I'd at least start with flagging out potential issues with the current values in the README.

100% on board with that.

83% of the stable charts are still <v1 so a bug fix with a BC will not make an exceptional situation.

I might technically be wrong, but I've never felt that v < 1.0.0 is adequate impetus to disrespect semver. Even if that's generally permitted or at least forgiven, this chart is already v > 1.0.0.

1785 is inevitably coming.

After a brief read over #1785, it's not immediately clear to me that addressing it forces a BC on this chart. Am I wrong?

fejta-bot commented 6 years ago

Issues go stale after 90d of inactivity. Mark the issue as fresh with /remove-lifecycle stale. Stale issues rot after an additional 30d of inactivity and eventually close.

Prevent issues from auto-closing with an /lifecycle frozen comment.

If this issue is safe to close now please do so with /close.

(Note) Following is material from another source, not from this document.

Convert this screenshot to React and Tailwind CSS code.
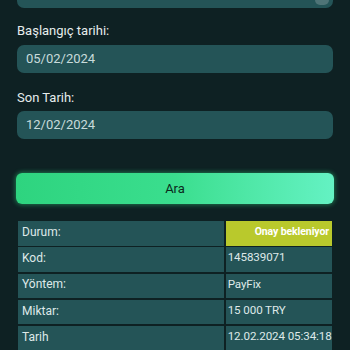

Send feedback to sig-testing, kubernetes/test-infra and/or @fejta. /lifecycle stale

krancour commented 6 years ago

This can be closed.

fejta-bot commented 6 years ago

Stale issues rot after 30d of inactivity. Mark the issue as fresh with /remove-lifecycle rotten. Rotten issues close after an additional 30d of inactivity.

If this issue is safe to close now please do so with /close.

Send feedback to sig-testing, kubernetes/test-infra and/or fejta. /lifecycle rotten /remove-lifecycle stale

krancour commented 6 years ago

/close

kachkaev commented 6 years ago

Another person suffering from current chart defaults:

https://github.com/containous/traefik/issues/3341

krancour commented 6 years ago

Respectfully, containous/traefik#3341 isn't strongly related to this issue, and as stated before, the proposal to turn off compression by default is a breaking change.

If you need compression off, turn it off. Don't advocate for a breaking change that will surprise others with unanticipated behavior changes upon upgrade.